Julia Lee of Polygon praised the Moogles of Final Fantasy Crystal Chronicles, calling them "adorable cat-like creatures", but criticized them for having English voice acting, saying it "ruin[ed] their tiny adorable appearance", and calling Mog, the player's Moogle helper, "annoying". Robert Ramsey of Push Square criticized the Moogle voice acting in Final Fantasy XIII-2 and Type-0, saying "we're desperate for a return to Moogles that don't sound like they're helium enthusiasts".
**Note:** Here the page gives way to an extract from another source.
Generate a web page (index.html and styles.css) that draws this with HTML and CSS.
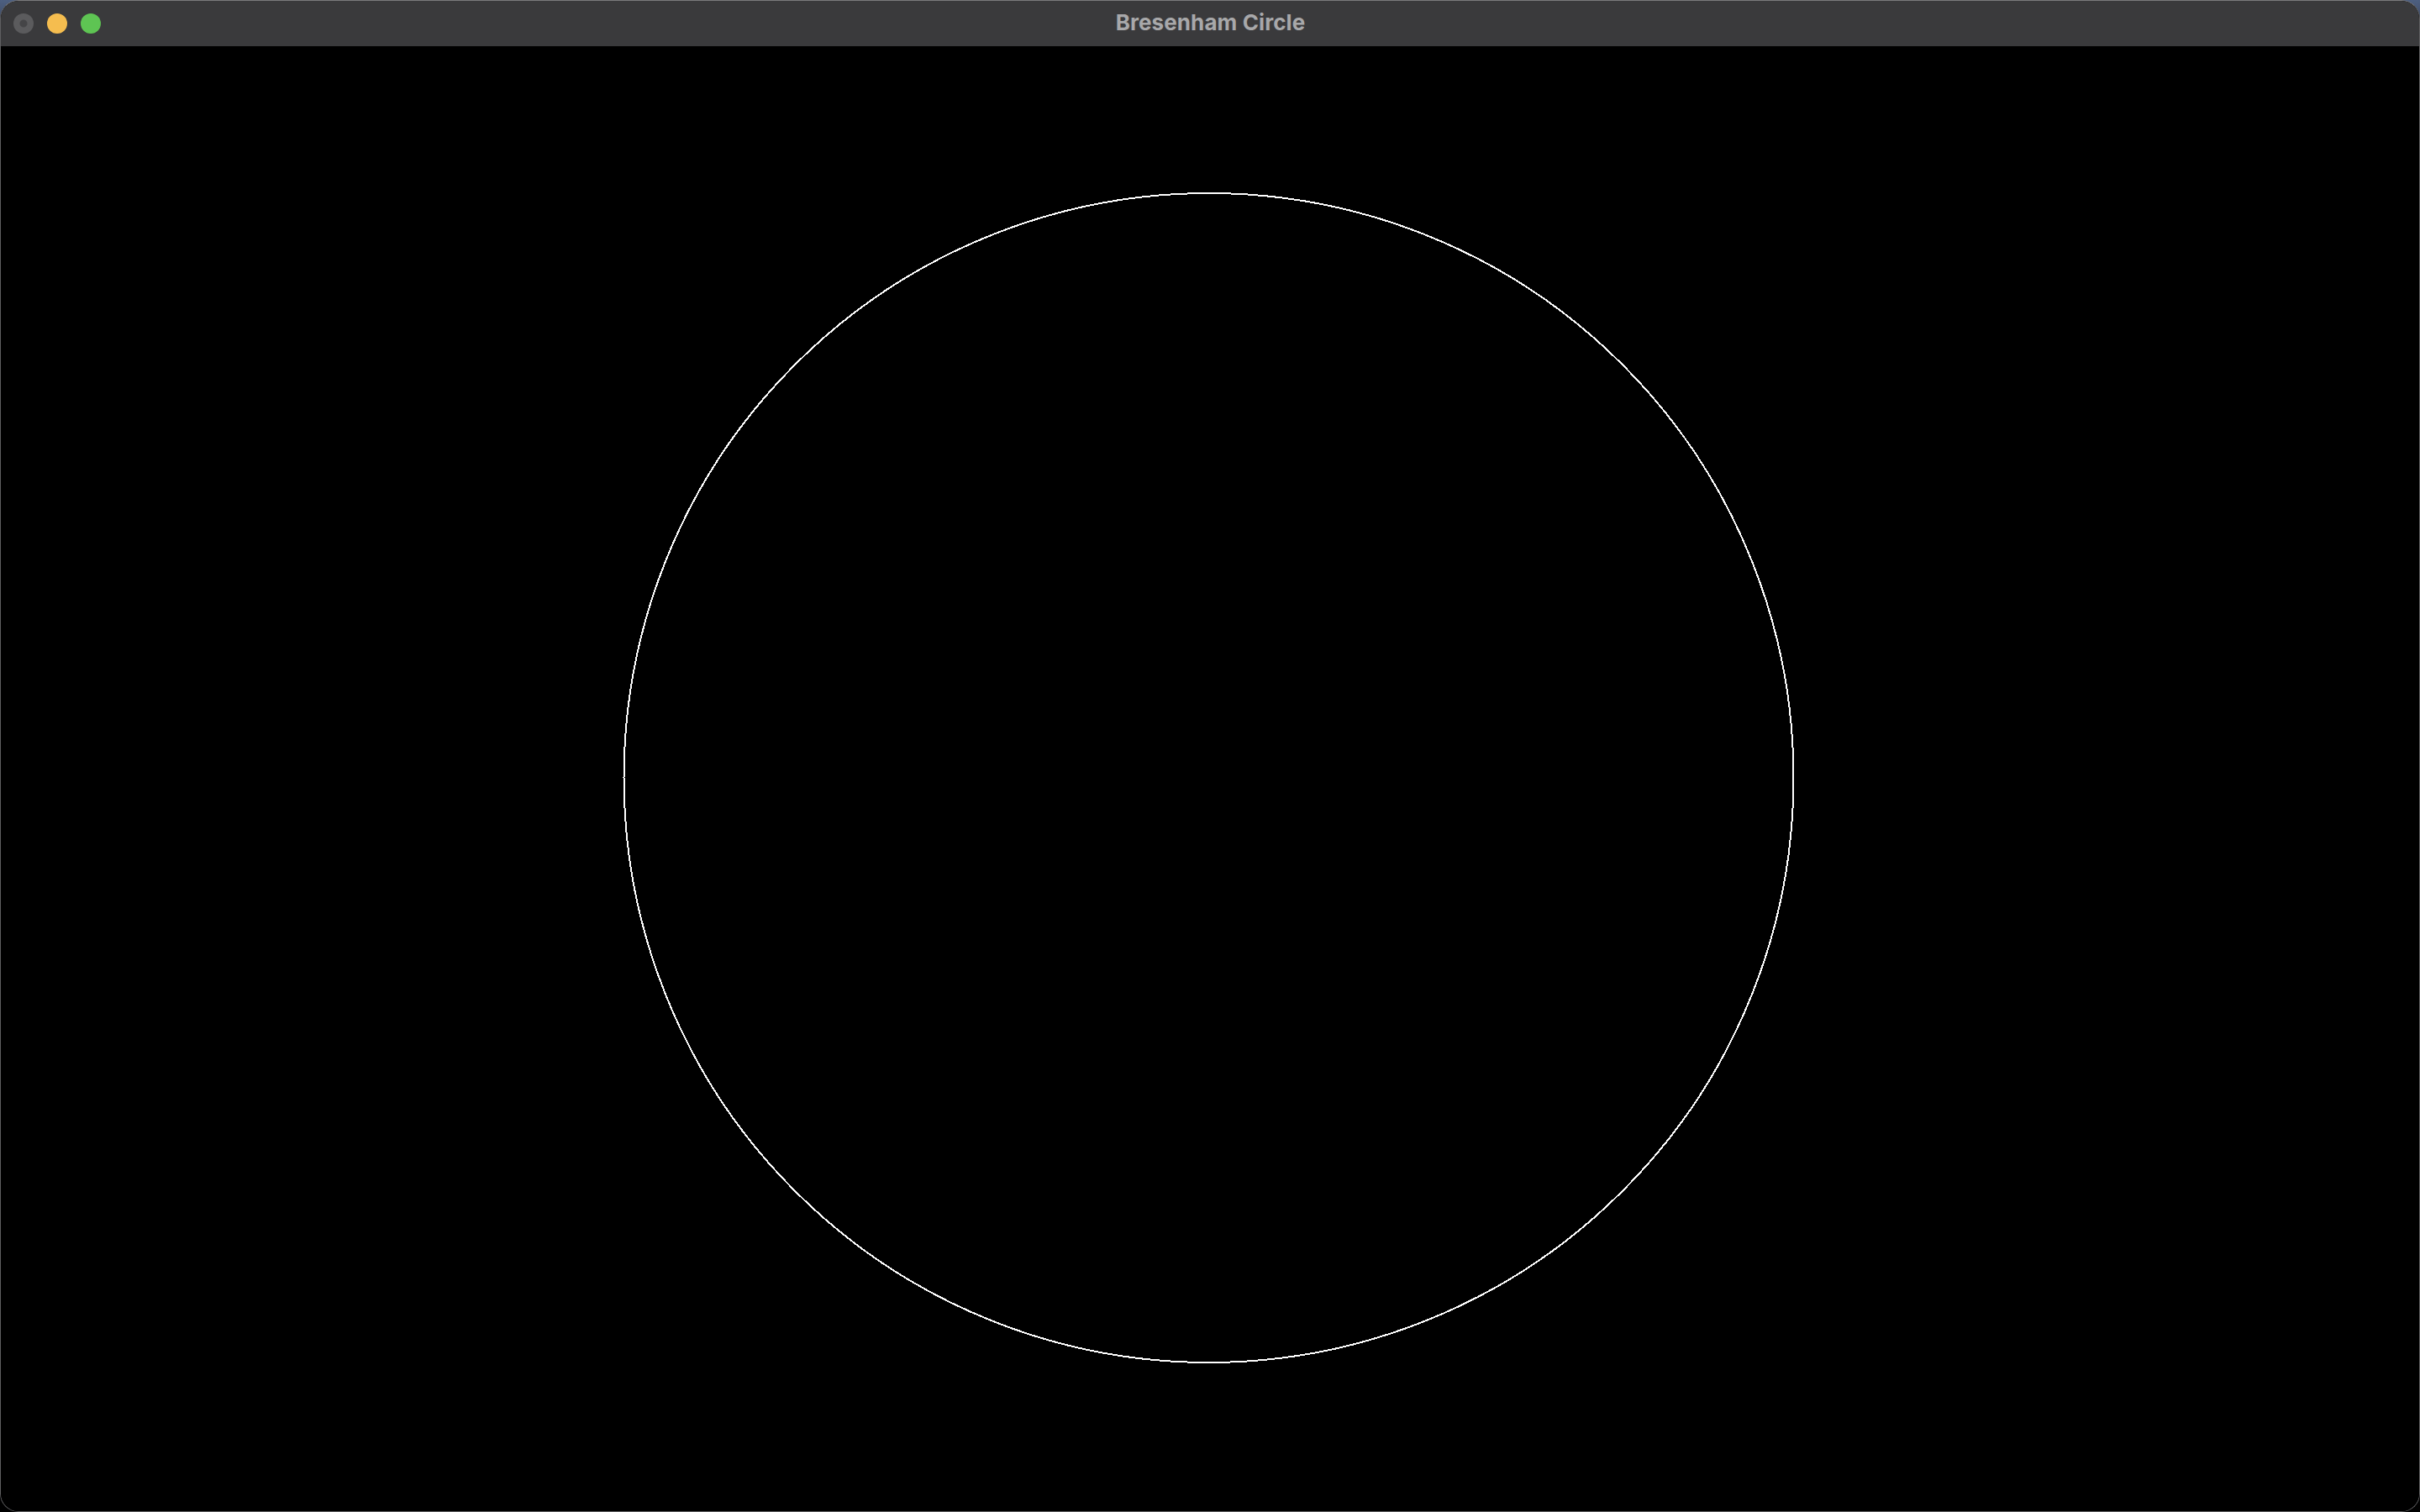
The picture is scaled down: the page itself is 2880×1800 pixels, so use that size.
FILE: index.html
```html
<!DOCTYPE html>
<html>
<head>
<meta charset="utf-8">
<title>Bresenham Circle</title>
<link rel="stylesheet" href="styles.css">
</head>
<body>
<div class="window">
  <div class="titlebar">
    <div class="lights">
      <span class="light close"></span>
      <span class="light min"></span>
      <span class="light max"></span>
    </div>
    <div class="title">Bresenham Circle</div>
  </div>
  <div class="canvas">
    <svg class="drawing" width="2878" height="1744" viewBox="0 0 2878 1744">
      <circle cx="1437.5" cy="871" r="696" fill="none" stroke="#ffffff" stroke-width="2" shape-rendering="crispEdges"/>
    </svg>
  </div>
</div>
</body>
</html>
```
FILE: styles.css
```css
html, body {
  margin: 0;
  padding: 0;
  width: 2880px;
  height: 1800px;
  overflow: hidden;
  background: linear-gradient(#4d5f80 0, #2a3040 60px, #0a0a0c 200px, #000 100%);
  font-family: Inter, "Liberation Sans", sans-serif;
}
.window {
  box-sizing: border-box;
  width: 2880px;
  height: 1800px;
  border: 1px solid #5e5e60;
  border-top-color: #7a7a7c;
  border-radius: 22px;
  overflow: hidden;
  display: flex;
  flex-direction: column;
  background: #000;
}
.titlebar {
  position: relative;
  height: 54px;
  flex: none;
  background: #3a3a3c;
  display: flex;
  align-items: center;
  justify-content: center;
}
.lights {
  position: absolute;
  left: 15px;
  top: 15px;
  display: flex;
  gap: 16px;
}
.light {
  width: 24px;
  height: 24px;
  border-radius: 50%;
  box-sizing: border-box;
}
.close {
  background: radial-gradient(circle, #454547 0 4px, #5b5b5d 5px);
}
.min { background: #f5bd4f; }
.max { background: #5ec453; }
.title {
  color: #a8a8aa;
  font-weight: 700;
  font-size: 26px;
  letter-spacing: 0.1px;
  padding-bottom: 4px;
  padding-left: 1px;
}
.canvas {
  flex: 1;
  background: #000;
  position: relative;
}
.drawing {
  display: block;
}
```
In markets outside of Japan, a playable Moogle named Mog is used as a mascot for Final Fantasy VI, appearing on the game's box art and print advertisements casually holding a dagger, as well as in claymation television commercials speaking with a gruff voice to showcase the individual monsters. In his book examining Final Fantasy VI and its themes, Sebastian Deken was highly critical of how Mog was used in this manner, especially coupled with the slogans implying the game was highly difficult, an aspect also unique to Western advertising. He felt that the advertisement campaign was overall at odds with how Amano had portrayed the character in his artwork as cute and joyful, undermining both the character and the game's public perception in Western markets. He summarized the campaign as using "an adorable little cuddle-bear in a direct appeal to macho (or macho-aspiring) gamers" and "kawaii repackaged for the JV football team."